The jury of local artists and artisans selected three other ones for the public to vote on and those were awarded $500; Badanes and his students received nothing, but were allowed the opportunity to enter the contest nevertheless. In a six-to-one landslide, the public chose the team’s troll as the sculpture they wanted beneath their bridge.
“Everybody came out to help us build it, but it was a challenge. We made the model out of drywall compound. We sliced it with a band saw and developed cross sections. We bent up number-three rebar, put in a lot of mesh, and we figured that the only real detail work was the fingers and the nose. That nose looks quite a bit like mine. We needed one to use as a model—and out of the whole crew, mine got chosen. The Volkswagen was donated without a motor; it had been in a rear-end crash. Kids came from all over Seattle to put stuff in there for a time capsule. We had only been given $20,000 to build it, but after we paid the insurance and everything else, it was more like $15,000. So we raised a little extra money on-site by selling Fremont Troll t-shirts and shower caps, the ultimate fashion statement in a city like Seattle, where there’s always a chance of showers.
“Troll Plaza was basically done.
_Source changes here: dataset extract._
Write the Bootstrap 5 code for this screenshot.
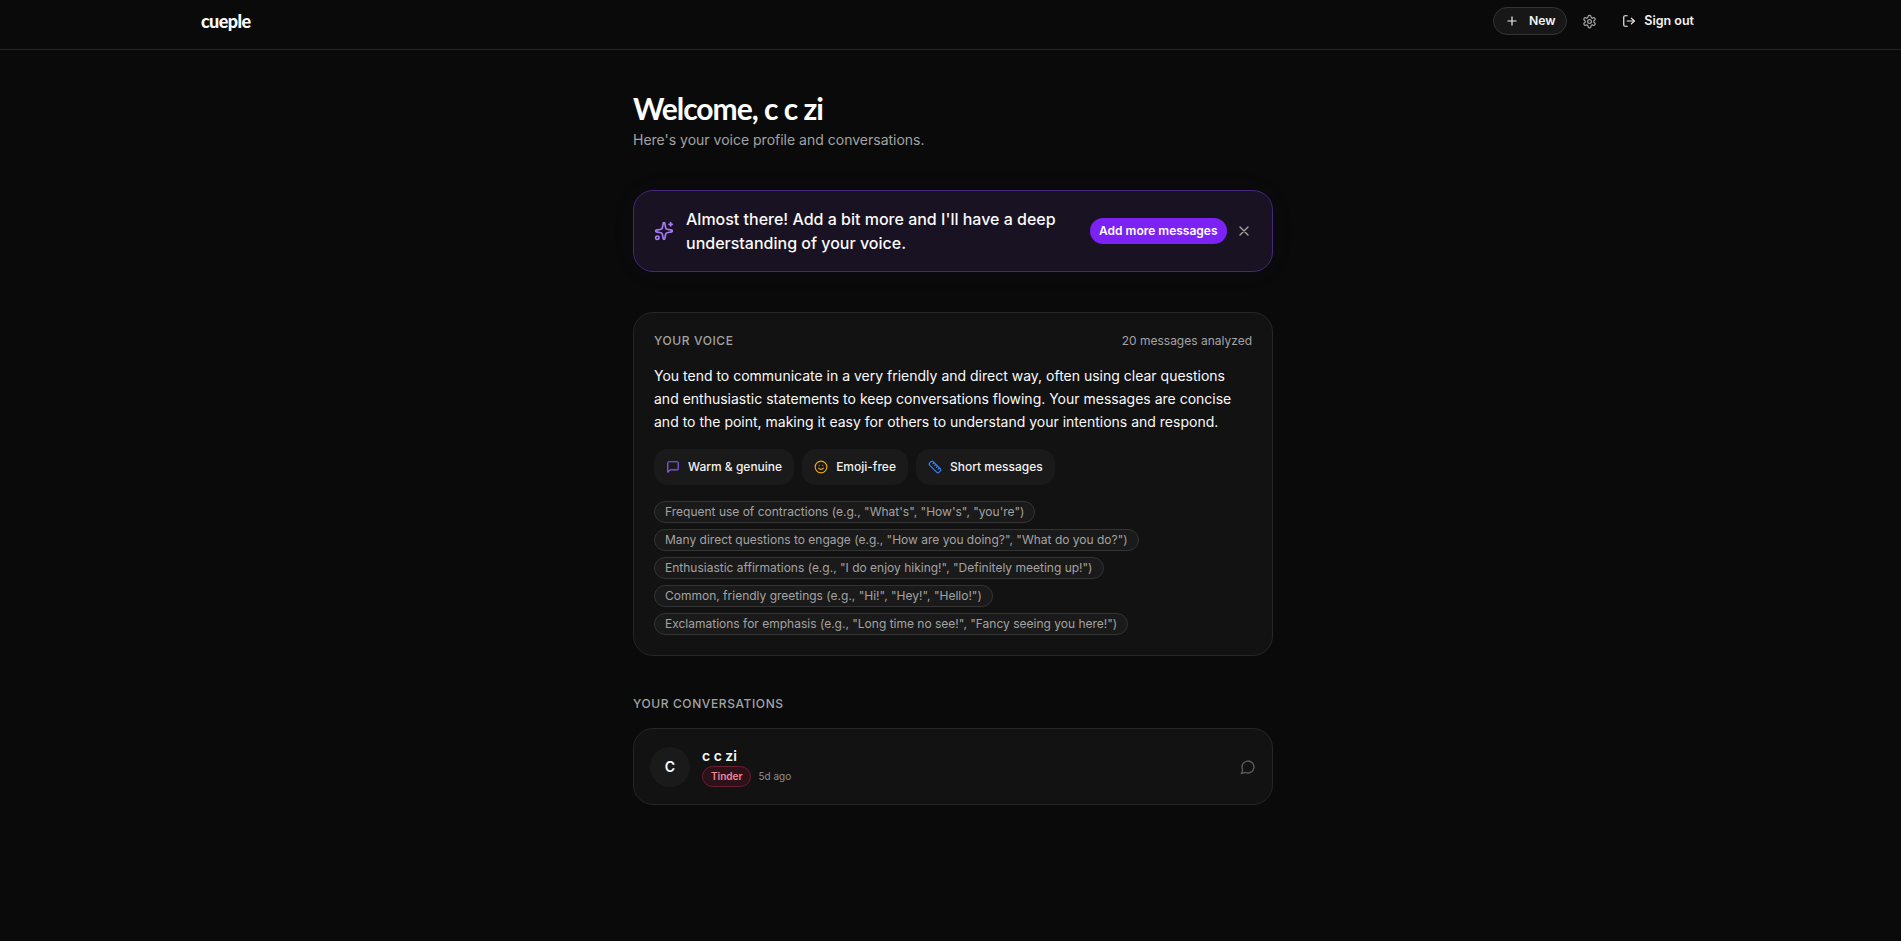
<!DOCTYPE html>
<html lang="en">
  <head>
    <meta charset="UTF-8" />
    <meta name="viewport" content="width=device-width, initial-scale=1" />
    <title>cueple</title>
    <link href="https://cdn.jsdelivr.net/npm/bootstrap@5.3.3/dist/css/bootstrap.min.css" rel="stylesheet" />
    <style>
      body {
        background-color: #0a0a0a;
        color: #fafafa;
        font-family: "Inter", "Liberation Sans", sans-serif;
        min-height: 941px;
      }
      .top-bar {
        height: 50px;
        border-bottom: 1px solid #262626;
        padding: 7px 207px 0 201px;
      }
      .brand-name {
        font-family: "Lato", sans-serif;
        font-weight: 900;
        font-size: 18px;
        line-height: 28px;
        letter-spacing: -0.6px;
        color: #fafafa;
      }
      .new-btn {
        height: 28px;
        width: 74px;
        border: 1px solid #333;
        background: #171717;
        border-radius: 14px;
        font-size: 12.25px;
        font-weight: 600;
        color: #f2f2f2;
        gap: 10px;
      }
      .gear-icon {
        margin-left: 15px;
      }
      .signout-link {
        margin-left: 25px;
        font-size: 12.5px;
        font-weight: 600;
        color: #f2f2f2;
        gap: 8px;
      }
      .page-col {
        width: 640px;
        margin-left: 633px;
      }
      .welcome-title {
        font-family: "Lato", sans-serif;
        font-weight: 700;
        font-size: 30px;
        line-height: 36px;
        letter-spacing: -1px;
        color: #fff;
        margin: 0;
        padding-top: 40px;
        box-sizing: content-box;
      }
      .welcome-sub {
        font-size: 14px;
        line-height: 20px;
        color: #a3a3a3;
        margin: 4px 0 0;
      }
      .hint-box {
        height: 82px;
        margin-top: 40px;
        padding: 0 20px;
        gap: 12px;
        background: #181222;
        border: 1px solid #45287a;
        border-radius: 20px;
        box-shadow: 0 0 30px rgba(124, 58, 237, 0.04);
      }
      .hint-text {
        font-size: 16px;
        line-height: 24px;
        font-weight: 500;
        color: #fafafa;
        width: 392px;
        margin: 0;
      }
      .hint-btn {
        height: 26px;
        padding: 0 9.5px;
        background: #7c22f5;
        color: #fff;
        border-radius: 13px;
        border: 0;
        font-size: 12px;
        font-weight: 600;
        white-space: nowrap;
      }
      .close-icon {
        margin-left: 9px;
      }
      .voice-box {
        margin-top: 40px;
        height: 344px;
        padding: 20px;
        background: #121212;
        border: 1px solid #262626;
        border-radius: 20px;
      }
      .voice-label {
        font-size: 12px;
        line-height: 16px;
        letter-spacing: 0.6px;
        font-weight: 500;
        color: #a3a3a3;
      }
      .voice-count {
        font-size: 12px;
        line-height: 16px;
        color: #a3a3a3;
      }
      .voice-copy {
        font-size: 14px;
        line-height: 23px;
        font-weight: 400;
        color: #fafafa;
        margin: 15px 0 0;
      }
      .trait-row {
        margin-top: 16px;
        gap: 8px;
      }
      .trait-chip {
        height: 36px;
        padding: 0 12px;
        gap: 8px;
        background: #1a1a1a;
        border-radius: 14px;
        font-size: 12px;
        font-weight: 500;
        color: #f2f2f2;
      }
      .phrase-list {
        margin-top: 16px;
        gap: 6px;
      }
      .phrase-chip {
        height: 22px;
        padding: 0 10px;
        border: 1px solid #333;
        background: #1a1a1a;
        border-radius: 11px;
        font-size: 12px;
        color: #a3a3a3;
        white-space: nowrap;
      }
      .convo-heading {
        font-size: 12px;
        line-height: 16px;
        letter-spacing: 0.6px;
        font-weight: 500;
        color: #a3a3a3;
        margin-top: 40px;
      }
      .convo-box {
        margin-top: 16px;
        height: 77px;
        padding: 0 16px;
        background: #121212;
        border: 1px solid #262626;
        border-radius: 20px;
        gap: 12px;
      }
      .convo-avatar {
        width: 40px;
        height: 40px;
        border-radius: 50%;
        background: #1a1a1a;
        font-size: 14px;
        font-weight: 600;
        color: #fafafa;
      }
      .convo-name {
        font-size: 14px;
        line-height: 20px;
        font-weight: 600;
        color: #fafafa;
      }
      .tinder-tag {
        height: 21px;
        padding: 0 8px;
        border: 1px solid #6b1f33;
        background: #2c1118;
        border-radius: 11px;
        font-size: 10px;
        font-weight: 600;
        color: #f0879b;
      }
      .convo-time {
        font-size: 10px;
        color: #8f8f8f;
        margin-left: -1px;
      }
    </style>
  </head>
  <body>

    <!-- Header -->
    <nav class="top-bar d-flex justify-content-between align-items-start">
      <span class="brand-name">cueple</span>
      <div class="d-flex align-items-center">
        <a class="new-btn d-flex align-items-center justify-content-center text-decoration-none" href="#">
          <svg width="14" height="14" viewBox="0 0 24 24" fill="none" stroke="currentColor" stroke-width="2" stroke-linecap="round"><path d="M5 12h14M12 5v14"/></svg>
          New
        </a>
        <svg class="gear-icon" width="15" height="15" viewBox="0 0 24 24" fill="none" stroke="#a3a3a3" stroke-width="2" stroke-linecap="round" stroke-linejoin="round"><path d="M12.22 2h-.44a2 2 0 0 0-2 2v.18a2 2 0 0 1-1 1.73l-.43.25a2 2 0 0 1-2 0l-.15-.08a2 2 0 0 0-2.73.73l-.22.38a2 2 0 0 0 .73 2.73l.15.1a2 2 0 0 1 1 1.72v.51a2 2 0 0 1-1 1.74l-.15.09a2 2 0 0 0-.73 2.73l.22.38a2 2 0 0 0 2.73.73l.15-.08a2 2 0 0 1 2 0l.43.25a2 2 0 0 1 1 1.73V20a2 2 0 0 0 2 2h.44a2 2 0 0 0 2-2v-.18a2 2 0 0 1 1-1.73l.43-.25a2 2 0 0 1 2 0l.15.08a2 2 0 0 0 2.73-.73l.22-.39a2 2 0 0 0-.73-2.73l-.15-.08a2 2 0 0 1-1-1.74v-.5a2 2 0 0 1 1-1.74l.15-.09a2 2 0 0 0 .73-2.73l-.22-.38a2 2 0 0 0-2.73-.73l-.15.08a2 2 0 0 1-2 0l-.43-.25a2 2 0 0 1-1-1.73V4a2 2 0 0 0-2-2z"/><circle cx="12" cy="12" r="3"/></svg>
        <a class="signout-link d-flex align-items-center text-decoration-none" href="#">
          <svg width="14" height="14" viewBox="0 0 24 24" fill="none" stroke="currentColor" stroke-width="2" stroke-linecap="round" stroke-linejoin="round"><path d="M9 21H5a2 2 0 0 1-2-2V5a2 2 0 0 1 2-2h4"/><path d="m16 17 5-5-5-5"/><path d="M21 12H9"/></svg>
          Sign out
        </a>
      </div>
    </nav>

    <div class="page-col">
      <h1 class="welcome-title">Welcome, c c zi</h1>
      <p class="welcome-sub">Here's your voice profile and conversations.</p>

      <!-- Banner -->
      <div class="hint-box d-flex align-items-center">
        <svg width="20" height="20" viewBox="0 0 24 24" fill="none" stroke="#a67cf2" stroke-width="2" stroke-linecap="round" stroke-linejoin="round" class="flex-shrink-0"><path d="M11.017 2.814a1 1 0 0 1 1.966 0l1.051 5.558a2 2 0 0 0 1.594 1.594l5.558 1.051a1 1 0 0 1 0 1.966l-5.558 1.051a2 2 0 0 0-1.594 1.594l-1.051 5.558a1 1 0 0 1-1.966 0l-1.051-5.558a2 2 0 0 0-1.594-1.594l-5.558-1.051a1 1 0 0 1 0-1.966l5.558-1.051a2 2 0 0 0 1.594-1.594z"/><path d="M20 2v4M22 4h-4"/><circle cx="4" cy="20" r="2"/></svg>
        <p class="hint-text">Almost there! Add a bit more and I'll have a deep understanding of your voice.</p>
        <div class="d-flex align-items-center ms-auto">
          <button class="hint-btn">Add more messages</button>
          <svg class="close-icon" width="16" height="16" viewBox="0 0 24 24" fill="none" stroke="#a3a3a3" stroke-width="2" stroke-linecap="round"><path d="M18 6 6 18M6 6l12 12"/></svg>
        </div>
      </div>

      <!-- Voice profile -->
      <div class="voice-box">
        <div class="d-flex justify-content-between align-items-center">
          <span class="voice-label">YOUR VOICE</span>
          <span class="voice-count">20 messages analyzed</span>
        </div>
        <p class="voice-copy">You tend to communicate in a very friendly and direct way, often using clear questions and enthusiastic statements to keep conversations flowing. Your messages are concise and to the point, making it easy for others to understand your intentions and respond.</p>
        <div class="trait-row d-flex">
          <div class="trait-chip d-flex align-items-center">
            <svg width="14" height="14" viewBox="0 0 24 24" fill="none" stroke="#8b5cf6" stroke-width="2" stroke-linecap="round" stroke-linejoin="round"><path d="M21 15a2 2 0 0 1-2 2H7l-4 4V5a2 2 0 0 1 2-2h14a2 2 0 0 1 2 2z"/></svg>
            Warm &amp; genuine
          </div>
          <div class="trait-chip d-flex align-items-center">
            <svg width="14" height="14" viewBox="0 0 24 24" fill="none" stroke="#eaa90f" stroke-width="2" stroke-linecap="round" stroke-linejoin="round"><circle cx="12" cy="12" r="10"/><path d="M8 14s1.500 2 4 2 4-2 4-2M9 9h.01M15 9h.01"/></svg>
            Emoji-free
          </div>
          <div class="trait-chip d-flex align-items-center">
            <svg width="14" height="14" viewBox="0 0 24 24" fill="none" stroke="#3b82f6" stroke-width="2" stroke-linecap="round" stroke-linejoin="round"><path d="M21.300 15.300a2.400 2.400 0 0 1 0 3.400l-2.600 2.600a2.400 2.400 0 0 1-3.400 0L2.700 8.700a2.410 2.410 0 0 1 0-3.400l2.600-2.600a2.410 2.410 0 0 1 3.400 0Z"/><path d="m14.500 12.500 2-2M11.500 9.500l2-2M8.500 6.500l2-2M17.500 15.500l2-2"/></svg>
            Short messages
          </div>
        </div>
        <div class="phrase-list d-flex flex-column align-items-start">
          <span class="phrase-chip d-flex align-items-center">Frequent use of contractions (e.g., "What's", "How's", "you're")</span>
          <span class="phrase-chip d-flex align-items-center">Many direct questions to engage (e.g., "How are you doing?", "What do you do?")</span>
          <span class="phrase-chip d-flex align-items-center">Enthusiastic affirmations (e.g., "I do enjoy hiking!", "Definitely meeting up!")</span>
          <span class="phrase-chip d-flex align-items-center">Common, friendly greetings (e.g., "Hi!", "Hey!", "Hello!")</span>
          <span class="phrase-chip d-flex align-items-center">Exclamations for emphasis (e.g., "Long time no see!", "Fancy seeing you here!")</span>
        </div>
      </div>

      <!-- Conversations -->
      <div class="convo-heading">YOUR CONVERSATIONS</div>
      <div class="convo-box d-flex align-items-center">
        <div class="convo-avatar d-flex align-items-center justify-content-center">C</div>
        <div>
          <div class="convo-name">c c zi</div>
          <div class="d-flex align-items-center gap-2">
            <span class="tinder-tag d-flex align-items-center">Tinder</span>
            <span class="convo-time">5d ago</span>
          </div>
        </div>
        <svg class="ms-auto" width="16" height="16" viewBox="0 0 24 24" fill="none" stroke="#5c5c5c" stroke-width="2" stroke-linejoin="round"><path d="M7.900 20A9 9 0 1 0 4 16.100L2 22z"/></svg>
      </div>
    </div>

    <script src="https://cdn.jsdelivr.net/npm/bootstrap@5.3.3/dist/js/bootstrap.bundle.min.js"></script>
  </body>
</html>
The retaining wall is made out of ‘urbanite,’ which is broken-up city streets, which of course they give those to anybody. There are these leaking expansion joints over his head, so all winter long, gruel and moss come sliming down over him, which I think works—for this sculpture anyway. The eye is a VW hubcap covered in a prismatic defraction grid, so when a car comes up over the hill and headlights hit this eye, the driver sees a blast of light.
“At the dedication ceremony, he was totally covered in kids, which he is all day long every day now. He celebrates all the holidays, especially Halloween, which is called Trolloween in that neighborhood. People get married here too.
“It’s really transcended public art, and it made the political statement that Seattle—and the Fremont neighborhood, in particular—needed to make about 1990, and it helped start a community tradition in Trolloween, which will hopefully be around long after I’m gone.”